-- START --
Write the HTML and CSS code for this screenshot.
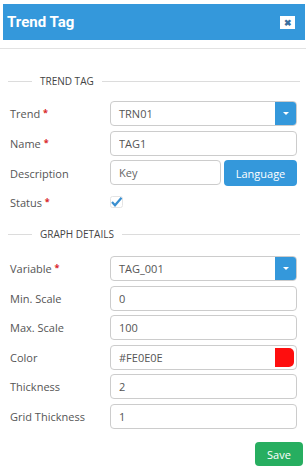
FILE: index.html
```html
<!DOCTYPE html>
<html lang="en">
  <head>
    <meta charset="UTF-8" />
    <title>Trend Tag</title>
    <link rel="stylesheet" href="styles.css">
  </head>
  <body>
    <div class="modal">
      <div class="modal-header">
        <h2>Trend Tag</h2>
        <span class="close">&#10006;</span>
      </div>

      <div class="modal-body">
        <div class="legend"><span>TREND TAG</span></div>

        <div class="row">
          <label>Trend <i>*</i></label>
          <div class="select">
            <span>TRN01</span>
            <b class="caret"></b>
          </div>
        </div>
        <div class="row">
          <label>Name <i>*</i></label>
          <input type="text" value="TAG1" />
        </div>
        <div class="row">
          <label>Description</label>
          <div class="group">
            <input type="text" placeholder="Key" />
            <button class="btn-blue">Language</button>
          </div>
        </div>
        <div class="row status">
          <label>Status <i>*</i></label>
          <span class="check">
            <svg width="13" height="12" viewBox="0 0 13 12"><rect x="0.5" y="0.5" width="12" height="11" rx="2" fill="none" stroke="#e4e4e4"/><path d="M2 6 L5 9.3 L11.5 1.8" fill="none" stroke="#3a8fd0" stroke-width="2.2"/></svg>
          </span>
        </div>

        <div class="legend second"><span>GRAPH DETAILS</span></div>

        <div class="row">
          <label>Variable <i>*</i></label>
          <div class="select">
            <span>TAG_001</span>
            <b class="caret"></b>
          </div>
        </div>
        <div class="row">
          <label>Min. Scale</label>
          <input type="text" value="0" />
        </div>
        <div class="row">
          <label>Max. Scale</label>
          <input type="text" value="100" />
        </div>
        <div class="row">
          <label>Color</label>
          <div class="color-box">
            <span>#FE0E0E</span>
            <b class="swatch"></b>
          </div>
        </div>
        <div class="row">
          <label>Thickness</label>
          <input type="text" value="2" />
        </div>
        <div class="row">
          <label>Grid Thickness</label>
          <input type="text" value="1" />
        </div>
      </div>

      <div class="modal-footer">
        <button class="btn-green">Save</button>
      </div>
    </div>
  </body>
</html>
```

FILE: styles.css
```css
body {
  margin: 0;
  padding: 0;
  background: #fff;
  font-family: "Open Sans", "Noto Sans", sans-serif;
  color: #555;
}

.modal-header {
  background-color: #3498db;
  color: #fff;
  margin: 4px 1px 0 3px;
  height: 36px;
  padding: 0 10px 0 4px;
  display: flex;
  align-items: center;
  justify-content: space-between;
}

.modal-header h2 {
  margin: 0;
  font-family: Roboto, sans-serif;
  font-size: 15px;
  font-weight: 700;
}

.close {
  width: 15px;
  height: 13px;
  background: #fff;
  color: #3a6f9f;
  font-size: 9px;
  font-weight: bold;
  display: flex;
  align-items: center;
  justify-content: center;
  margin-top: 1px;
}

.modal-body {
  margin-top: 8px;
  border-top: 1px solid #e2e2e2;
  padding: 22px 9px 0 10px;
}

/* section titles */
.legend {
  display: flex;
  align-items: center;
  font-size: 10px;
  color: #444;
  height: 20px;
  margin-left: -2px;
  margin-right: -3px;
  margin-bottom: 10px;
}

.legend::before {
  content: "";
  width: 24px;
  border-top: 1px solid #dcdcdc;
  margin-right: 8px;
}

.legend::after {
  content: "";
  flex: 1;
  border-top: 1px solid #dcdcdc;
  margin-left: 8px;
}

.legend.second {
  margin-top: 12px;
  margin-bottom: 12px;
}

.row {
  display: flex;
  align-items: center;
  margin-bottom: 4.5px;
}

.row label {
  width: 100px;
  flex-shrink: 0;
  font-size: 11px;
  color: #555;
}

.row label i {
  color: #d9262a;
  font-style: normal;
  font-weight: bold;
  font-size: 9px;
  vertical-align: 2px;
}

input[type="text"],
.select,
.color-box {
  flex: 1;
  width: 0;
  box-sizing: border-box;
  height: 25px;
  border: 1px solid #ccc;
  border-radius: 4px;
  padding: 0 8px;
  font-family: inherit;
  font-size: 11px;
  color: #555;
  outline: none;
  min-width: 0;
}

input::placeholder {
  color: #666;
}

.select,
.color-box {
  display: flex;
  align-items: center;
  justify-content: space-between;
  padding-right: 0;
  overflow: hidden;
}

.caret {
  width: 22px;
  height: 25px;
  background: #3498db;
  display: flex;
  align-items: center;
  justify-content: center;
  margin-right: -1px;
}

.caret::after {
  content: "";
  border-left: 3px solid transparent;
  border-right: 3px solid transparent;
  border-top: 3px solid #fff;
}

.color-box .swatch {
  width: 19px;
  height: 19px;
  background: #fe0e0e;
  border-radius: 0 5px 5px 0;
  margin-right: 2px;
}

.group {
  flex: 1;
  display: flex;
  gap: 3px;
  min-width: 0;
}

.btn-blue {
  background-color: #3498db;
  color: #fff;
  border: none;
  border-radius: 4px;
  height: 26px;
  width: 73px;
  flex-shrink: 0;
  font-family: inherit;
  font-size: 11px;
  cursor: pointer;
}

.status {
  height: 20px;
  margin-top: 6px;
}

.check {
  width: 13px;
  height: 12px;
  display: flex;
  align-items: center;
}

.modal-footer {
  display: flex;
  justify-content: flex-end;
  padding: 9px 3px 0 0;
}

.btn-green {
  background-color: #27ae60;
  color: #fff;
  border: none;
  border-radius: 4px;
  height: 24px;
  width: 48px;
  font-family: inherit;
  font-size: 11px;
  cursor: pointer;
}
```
-- END --
* _Written exercise_
Your task is to repeat the material above exactly, without its pictures.

* _Task output_
Write the HTML and CSS code for this screenshot.
FILE: index.html
```html
<!DOCTYPE html>
<html lang="en">
  <head>
    <meta charset="UTF-8" />
    <title>Trend Tag</title>
    <link rel="stylesheet" href="styles.css">
  </head>
  <body>
    <div class="modal">
      <div class="modal-header">
        <h2>Trend Tag</h2>
        <span class="close">&#10006;</span>
      </div>

      <div class="modal-body">
        <div class="legend"><span>TREND TAG</span></div>

        <div class="row">
          <label>Trend <i>*</i></label>
          <div class="select">
            <span>TRN01</span>
            <b class="caret"></b>
          </div>
        </div>
        <div class="row">
          <label>Name <i>*</i></label>
          <input type="text" value="TAG1" />
        </div>
        <div class="row">
          <label>Description</label>
          <div class="group">
            <input type="text" placeholder="Key" />
            <button class="btn-blue">Language</button>
          </div>
        </div>
        <div class="row status">
          <label>Status <i>*</i></label>
          <span class="check">
            <svg width="13" height="12" viewBox="0 0 13 12"><rect x="0.5" y="0.5" width="12" height="11" rx="2" fill="none" stroke="#e4e4e4"/><path d="M2 6 L5 9.3 L11.5 1.8" fill="none" stroke="#3a8fd0" stroke-width="2.2"/></svg>
          </span>
        </div>

        <div class="legend second"><span>GRAPH DETAILS</span></div>

        <div class="row">
          <label>Variable <i>*</i></label>
          <div class="select">
            <span>TAG_001</span>
            <b class="caret"></b>
          </div>
        </div>
        <div class="row">
          <label>Min. Scale</label>
          <input type="text" value="0" />
        </div>
        <div class="row">
          <label>Max. Scale</label>
          <input type="text" value="100" />
        </div>
        <div class="row">
          <label>Color</label>
          <div class="color-box">
            <span>#FE0E0E</span>
            <b class="swatch"></b>
          </div>
        </div>
        <div class="row">
          <label>Thickness</label>
          <input type="text" value="2" />
        </div>
        <div class="row">
          <label>Grid Thickness</label>
          <input type="text" value="1" />
        </div>
      </div>

      <div class="modal-footer">
        <button class="btn-green">Save</button>
      </div>
    </div>
  </body>
</html>
```

FILE: styles.css
```css
body {
  margin: 0;
  padding: 0;
  background: #fff;
  font-family: "Open Sans", "Noto Sans", sans-serif;
  color: #555;
}

.modal-header {
  background-color: #3498db;
  color: #fff;
  margin: 4px 1px 0 3px;
  height: 36px;
  padding: 0 10px 0 4px;
  display: flex;
  align-items: center;
  justify-content: space-between;
}

.modal-header h2 {
  margin: 0;
  font-family: Roboto, sans-serif;
  font-size: 15px;
  font-weight: 700;
}

.close {
  width: 15px;
  height: 13px;
  background: #fff;
  color: #3a6f9f;
  font-size: 9px;
  font-weight: bold;
  display: flex;
  align-items: center;
  justify-content: center;
  margin-top: 1px;
}

.modal-body {
  margin-top: 8px;
  border-top: 1px solid #e2e2e2;
  padding: 22px 9px 0 10px;
}

/* section titles */
.legend {
  display: flex;
  align-items: center;
  font-size: 10px;
  color: #444;
  height: 20px;
  margin-left: -2px;
  margin-right: -3px;
  margin-bottom: 10px;
}

.legend::before {
  content: "";
  width: 24px;
  border-top: 1px solid #dcdcdc;
  margin-right: 8px;
}

.legend::after {
  content: "";
  flex: 1;
  border-top: 1px solid #dcdcdc;
  margin-left: 8px;
}

.legend.second {
  margin-top: 12px;
  margin-bottom: 12px;
}

.row {
  display: flex;
  align-items: center;
  margin-bottom: 4.5px;
}

.row label {
  width: 100px;
  flex-shrink: 0;
  font-size: 11px;
  color: #555;
}

.row label i {
  color: #d9262a;
  font-style: normal;
  font-weight: bold;
  font-size: 9px;
  vertical-align: 2px;
}

input[type="text"],
.select,
.color-box {
  flex: 1;
  width: 0;
  box-sizing: border-box;
  height: 25px;
  border: 1px solid #ccc;
  border-radius: 4px;
  padding: 0 8px;
  font-family: inherit;
  font-size: 11px;
  color: #555;
  outline: none;
  min-width: 0;
}

input::placeholder {
  color: #666;
}

.select,
.color-box {
  display: flex;
  align-items: center;
  justify-content: space-between;
  padding-right: 0;
  overflow: hidden;
}

.caret {
  width: 22px;
  height: 25px;
  background: #3498db;
  display: flex;
  align-items: center;
  justify-content: center;
  margin-right: -1px;
}

.caret::after {
  content: "";
  border-left: 3px solid transparent;
  border-right: 3px solid transparent;
  border-top: 3px solid #fff;
}

.color-box .swatch {
  width: 19px;
  height: 19px;
  background: #fe0e0e;
  border-radius: 0 5px 5px 0;
  margin-right: 2px;
}

.group {
  flex: 1;
  display: flex;
  gap: 3px;
  min-width: 0;
}

.btn-blue {
  background-color: #3498db;
  color: #fff;
  border: none;
  border-radius: 4px;
  height: 26px;
  width: 73px;
  flex-shrink: 0;
  font-family: inherit;
  font-size: 11px;
  cursor: pointer;
}

.status {
  height: 20px;
  margin-top: 6px;
}

.check {
  width: 13px;
  height: 12px;
  display: flex;
  align-items: center;
}

.modal-footer {
  display: flex;
  justify-content: flex-end;
  padding: 9px 3px 0 0;
}

.btn-green {
  background-color: #27ae60;
  color: #fff;
  border: none;
  border-radius: 4px;
  height: 24px;
  width: 48px;
  font-family: inherit;
  font-size: 11px;
  cursor: pointer;
}
```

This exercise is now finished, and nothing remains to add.